When we got down to the parade, 6th Avenue was PACKED! We were standing 7 people deep to watch the parade, only able to see the stilt walkers and puppets going by. I was bored and Tami was irritated with the crowd, so we jetted off to hook up with Shoghi at Nevada Smith's (yes, named after the Steve McQueen flick), leaving Craig and Liz to meet up with us later.

Later that night as we left the bar I was angry and annoyed- at what, I couldn't say, but that sense of loneliness that has been plaguing me the past few weeks is the closest to how I was feeling. In the subway, waiting for train, I sat on the ground and quietly cried, the only thought in my head was, I wanna go home. Even now, sitting in my office typing this up, my eyes are welling up with tears. An irrational thought, of course, as a) I don't even know what home is anymore and b) home is not the solution to my problem.
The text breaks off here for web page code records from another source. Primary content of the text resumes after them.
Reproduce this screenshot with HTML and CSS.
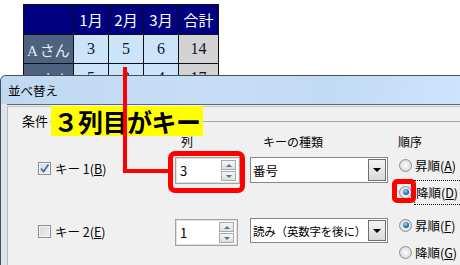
FILE: index.html
```html
<!DOCTYPE html>
<html lang="ja">
<head>
<meta charset="utf-8">
<link rel="stylesheet" href="styles.css">
</head>
<body>
<table class="sheet">
  <colgroup><col class="c-name"><col class="c-m"><col class="c-m"><col class="c-m"><col class="c-sum"></colgroup>
  <tr class="head"><td></td><td>1月</td><td>2月</td><td>3月</td><td>合計</td></tr>
  <tr class="data"><td class="name">A さん</td><td>3</td><td>5</td><td>6</td><td class="sum">14</td></tr>
  <tr class="data"><td class="name">B さん</td><td>5</td><td>2</td><td>4</td><td class="sum">17</td></tr>
</table>

<div class="dialog">
  <div class="titlebar">並べ替え</div>
  <div class="client">
    <div class="panel">
      <div class="group-head"><span class="group-label">条件</span><span class="group-line"></span></div>
      <div class="grid">
        <div class="hdr"></div>
        <div class="hdr hdr-col">列</div>
        <div class="hdr hdr-kind">キーの種類</div>
        <div class="hdr">順序</div>

        <div class="keycell k1">
          <span class="check on"><svg width="11" height="11" viewBox="0 0 11 11"><path d="M2 5.5 L4.5 8.5 L9.5 1.5" fill="none" stroke="#4a63a8" stroke-width="1.7"/></svg></span>
          <span>キー 1(<u>B</u>)</span>
        </div>
        <div class="spin s1"><span class="val">3</span><span class="spinbtns"><span class="sb up"></span><span class="sb down"></span></span></div>
        <div class="combo c1"><span class="ctext">番号</span><span class="dd"></span></div>
        <div class="radios r1">
          <div class="ritem"><span class="radio"></span><span>昇順(<u>A</u>)</span></div>
          <div class="ritem"><span class="radio on"></span><span class="focus">降順(<u>D</u>)</span></div>
        </div>

        <div class="keycell k2">
          <span class="check"></span>
          <span>キー 2(<u>E</u>)</span>
        </div>
        <div class="spin s2"><span class="val">1</span><span class="spinbtns"><span class="sb up"></span><span class="sb down"></span></span></div>
        <div class="combo c2"><span class="ctext">読み（英数字を後に）</span><span class="dd"></span></div>
        <div class="radios r2">
          <div class="ritem"><span class="radio on"></span><span>昇順(<u>F</u>)</span></div>
          <div class="ritem"><span class="radio"></span><span>降順(<u>G</u>)</span></div>
        </div>
      </div>
    </div>
  </div>
</div>

<div class="callout">３列目がキー</div>
<div class="red red-v"></div>
<div class="red red-h"></div>
<div class="redbox redbox-spin"></div>
<div class="redbox redbox-radio"></div>
</body>
</html>
```

FILE: styles.css
```css
html, body {
  margin: 0;
  padding: 0;
}
body {
  width: 460px;
  height: 265px;
  overflow: hidden;
  position: relative;
  background: #ffffff;
  font-family: "Noto Sans CJK JP", sans-serif;
  color: #000;
}

/* spreadsheet */
.sheet {
  border-collapse: collapse;
  table-layout: fixed;
  margin: 4px 0 0 23px;
  width: 196px;
}
.c-name { width: 50px; }
.c-m { width: 35px; }
.c-sum { width: 40px; }
.sheet td {
  border: 1px solid #101018;
  padding: 0;
  text-align: center;
}
.head td {
  height: 29px;
  background: #000080;
  color: #ffffff;
  font-size: 15px;
  font-family: "Noto Sans CJK JP", sans-serif;
}
.data td {
  height: 28px;
  background: #cce4fa;
  color: #141428;
  font-size: 16px;
  font-family: "Liberation Serif", "Noto Sans CJK JP", serif;
}
.data td.name {
  background: #4c627f;
  color: #e2e9f2;
  font-size: 15px;
  word-spacing: -1px;
}
.data td.sum {
  background: #d3d3d3;
}

/* dialog window */
.dialog {
  position: absolute;
  left: 0;
  top: 75px;
  width: 470px;
  height: 190px;
  background: #dce4ec;
  border: 1px solid #444e58;
  border-bottom: none;
  border-radius: 6px 6px 0 0;
  box-sizing: border-box;
  font-size: 12px;
  overflow: hidden;
}
.titlebar {
  height: 28px;
  display: flex;
  align-items: center;
  padding-left: 7px;
  font-size: 12.5px;
  background: linear-gradient(100deg, #c0d8f1 0%, #c6ddf5 45%, #c2dbf4 70%, #cde5fc 100%);
  border-radius: 5px 5px 0 0;
}
.client {
  margin-left: 6px;
  height: 160px;
  background: #f0f0f0;
  border-top: 1px solid #5d6874;
  padding-top: 1px;
}
.panel {
  height: 159px;
  box-sizing: border-box;
  border-top: 1px solid #c4c4c4;
  border-left: 1px solid #b8b8b8;
  padding-top: 6px;
}
.group-head {
  display: flex;
  align-items: center;
  height: 16px;
}
.group-label {
  margin-left: 14px;
  padding-right: 2px;
  font-size: 13px;
  line-height: 16px;
}
.group-line {
  flex: 1;
  height: 1px;
  background: #a4a4a4;
}

.grid {
  display: grid;
  grid-template-columns: 167px 75px 148px 1fr;
  grid-template-rows: 28px 61px 47px;
}
.hdr {
  padding-top: 4px;
  line-height: 18px;
  font-size: 12px;
}
.hdr-col { padding-left: 6px; }
.hdr-kind { padding-left: 13px; }

.keycell {
  display: flex;
  align-items: center;
  gap: 4px;
  padding-left: 30px;
  font-size: 12.5px;
}
.k1 { height: 22px; }
.k2 { height: 26px; }
.check {
  width: 13px;
  height: 13px;
  box-sizing: border-box;
  border: 1px solid #8e8f8f;
  background: linear-gradient(135deg, #d6d6d6, #f2f2f2);
  box-shadow: inset 0 0 0 1px #f6f6f6;
  display: flex;
  align-items: center;
  justify-content: center;
}
.check.on { background: linear-gradient(135deg, #dadcdf, #f0f0f0); }

.spin {
  width: 65px;
  height: 27px;
  box-sizing: border-box;
  border: 1px solid #a2a2a2;
  box-shadow: inset 0 0 0 1px #e2e2e2;
  background: #ffffff;
  display: flex;
  align-items: center;
}
.s2 { margin-top: 1px; width: 63px; }
.val {
  flex: 1;
  padding-left: 4px;
  font-size: 13px;
}
.spinbtns {
  display: flex;
  flex-direction: column;
  gap: 1px;
  margin-right: 3px;
}
.sb {
  width: 15px;
  height: 10px;
  box-sizing: border-box;
  border: 1px solid #a9a9a9;
  background: linear-gradient(#f6f6f6, #dedede);
  display: flex;
  align-items: center;
  justify-content: center;
}
.sb.up::after {
  content: "";
  border-left: 3px solid transparent;
  border-right: 3px solid transparent;
  border-bottom: 3px solid #5672ac;
}
.sb.down::after {
  content: "";
  border-left: 3px solid transparent;
  border-right: 3px solid transparent;
  border-top: 3px solid #5672ac;
}

.combo {
  width: 138px;
  height: 26px;
  box-sizing: border-box;
  border: 1px solid #848790;
  background: #ffffff;
  display: flex;
  align-items: center;
}
.c2 { height: 25px; }
.ctext {
  flex: 1;
  min-width: 0;
  padding-left: 2px;
  font-size: 12.5px;
  white-space: nowrap;
}
.c2 .ctext {
  font-size: 11.5px;
  letter-spacing: -0.2px;
}
.dd {
  flex: none;
  width: 18px;
  align-self: stretch;
  margin: 1px 1px 1px 0;
  box-sizing: border-box;
  border: 1px solid #707070;
  background: linear-gradient(#f4f4f4, #d9d9d9);
  display: flex;
  align-items: center;
  justify-content: center;
}
.dd::after {
  content: "";
  border-left: 4px solid transparent;
  border-right: 4px solid transparent;
  border-top: 4px solid #000;
}

.radios {
  display: flex;
  flex-direction: column;
  gap: 11px;
}
.r2 { margin-top: -1px; }
.ritem {
  display: flex;
  align-items: center;
  gap: 3px;
  height: 16px;
  padding-left: 1px;
  font-size: 12.5px;
}
.radio {
  width: 13px;
  height: 13px;
  box-sizing: border-box;
  border-radius: 50%;
  border: 1px solid #8e8f8f;
  background: radial-gradient(circle at 50% 50%, #ffffff 0, #e8e8e8 45%, #cfcfcf 100%);
  display: flex;
  align-items: center;
  justify-content: center;
}
.radio.on::after {
  content: "";
  width: 6px;
  height: 6px;
  border-radius: 50%;
  background: radial-gradient(circle at 40% 35%, #9ad6ff 0, #1f74c0 55%, #0b3f74 100%);
}
.focus {
  outline: 1px dotted #000;
  padding: 2px 3px 2px 1px;
}

/* annotations */
.callout {
  position: absolute;
  left: 51px;
  top: 106px;
  width: 152px;
  height: 30px;
  background: #ffff00;
  font-family: "Noto Sans CJK JP", sans-serif;
  font-weight: bold;
  font-size: 25px;
  line-height: 30px;
  text-align: center;
  white-space: nowrap;
  letter-spacing: -0.5px;
}
.red {
  position: absolute;
  background: #ff0000;
}
.red-v { left: 123px; top: 67px; width: 4px; height: 106px; }
.red-h { left: 123px; top: 169px; width: 47px; height: 4px; }
.redbox {
  position: absolute;
  box-sizing: border-box;
  border: 5px solid #ff0000;
}
.redbox-spin { left: 168px; top: 151px; width: 77px; height: 42px; border-radius: 7px; }
.redbox-radio { left: 392px; top: 179px; width: 24px; height: 24px; border-radius: 5px; }
```
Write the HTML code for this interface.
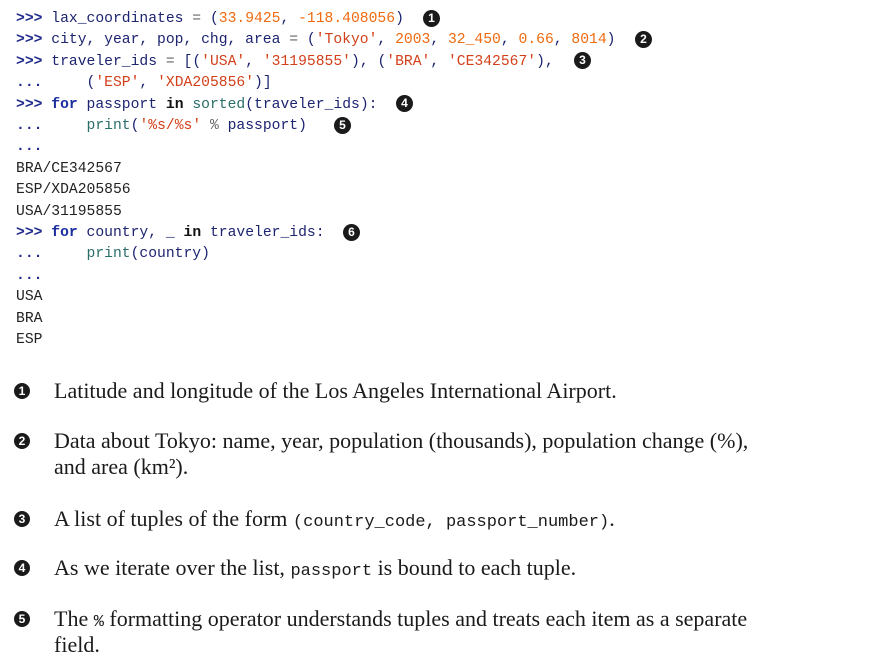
<!DOCTYPE html>
<html><head><meta charset="utf-8"><style>
body{margin:0;width:869px;height:661px;background:#fff;position:relative;overflow:hidden}
pre{position:absolute;left:16px;top:9px;margin:0;font:14.7px/21.4px "Liberation Mono",monospace;color:#1d2470}
.p{color:#1f2a8c;font-weight:bold}
.k{color:#1a2ea0;font-weight:bold}
.s{color:#d2401a}
.n{color:#f06a10}
.f{color:#2a6e6a}
.o{color:#666}
.out{color:#222}
.c{position:absolute;width:17px;height:17px;border-radius:50%;background:#1a1a1a;color:#fff;font:bold 12px/17px "Liberation Sans",sans-serif;text-align:center}
.t{position:absolute;left:54px;font:22px/26px "Liberation Serif",serif;color:#1a1a1a;width:800px}
.t code{font:17px "Liberation Mono",monospace}
</style></head><body>
<pre><span class="p">&gt;&gt;&gt;</span> lax_coordinates <span class="o">=</span> (<span class="n">33.9425</span>, <span class="n">-118.408056</span>)
<span class="p">&gt;&gt;&gt;</span> city, year, pop, chg, area <span class="o">=</span> (<span class="s">'Tokyo'</span>, <span class="n">2003</span>, <span class="n">32_450</span>, <span class="n">0.66</span>, <span class="n">8014</span>)
<span class="p">&gt;&gt;&gt;</span> traveler_ids <span class="o">=</span> [(<span class="s">'USA'</span>, <span class="s">'31195855'</span>), (<span class="s">'BRA'</span>, <span class="s">'CE342567'</span>),
<span class="p">...</span>     (<span class="s">'ESP'</span>, <span class="s">'XDA205856'</span>)]
<span class="p">&gt;&gt;&gt;</span> <span class="k">for</span> passport <span class="k" style="color:#111">in</span> <span class="f">sorted</span>(traveler_ids):
<span class="p">...</span>     <span class="f">print</span>(<span class="s">'%s/%s'</span> <span class="o">%</span> passport)
<span class="p">...</span>
<span class="out">BRA/CE342567</span>
<span class="out">ESP/XDA205856</span>
<span class="out">USA/31195855</span>
<span class="p">&gt;&gt;&gt;</span> <span class="k">for</span> country, _ <span class="k" style="color:#111">in</span> traveler_ids:
<span class="p">...</span>     <span class="f">print</span>(country)
<span class="p">...</span>
<span class="out">USA</span>
<span class="out">BRA</span>
<span class="out">ESP</span></pre>
<div class="c" style="left:423px;top:10px">1</div>
<div class="c" style="left:635px;top:31px">2</div>
<div class="c" style="left:574px;top:52px">3</div>
<div class="c" style="left:396px;top:95px">4</div>
<div class="c" style="left:334px;top:117px">5</div>
<div class="c" style="left:343px;top:224px">6</div>

<div class="c" style="left:14px;top:383px;width:16px;height:16px;line-height:16px">1</div>
<div class="t" style="top:378px">Latitude and longitude of the Los Angeles International Airport.</div>
<div class="c" style="left:14px;top:433px;width:16px;height:16px;line-height:16px">2</div>
<div class="t" style="top:428px">Data about Tokyo: name, year, population (thousands), population change (%),<br>and area (km²).</div>
<div class="c" style="left:14px;top:511px;width:16px;height:16px;line-height:16px">3</div>
<div class="t" style="top:506px">A list of tuples of the form <code>(country_code, passport_number)</code>.</div>
<div class="c" style="left:14px;top:560px;width:16px;height:16px;line-height:16px">4</div>
<div class="t" style="top:555px">As we iterate over the list, <code>passport</code> is bound to each tuple.</div>
<div class="c" style="left:14px;top:611px;width:16px;height:16px;line-height:16px">5</div>
<div class="t" style="top:606px">The <code>%</code> formatting operator understands tuples and treats each item as a separate<br>field.</div>
</body></html>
I spent the rest of the trip back to Queens avoiding eye contact with my friends and determinedly chewing my finger nails.

All I can attach to the way I feel is loneliness, a feeling I have no idea how to get a grip on or get over, other than to just avoid everyone altogether. So far, I've done a piss-poor job of that. I keep thinking being around people will lift my spirits, but spending time with them is never as fulfilling as I hope it to be. I keep going out, hoping that "this night" will be The One to pull me from my funk.

This Tuesday we're all supposed to go to Zanza to watch the Election results roll in (the idea is: why go through that alone?) and I'm thinking: another night of LOTS OF PEOPLE and POLITICS- two subjects which have been the only common denominators in all of my sad evenings lately. I'm thinking I want to sit this one out, even though it will be a momentous, contentious occasion (a moment I am not usually wont to pass-up).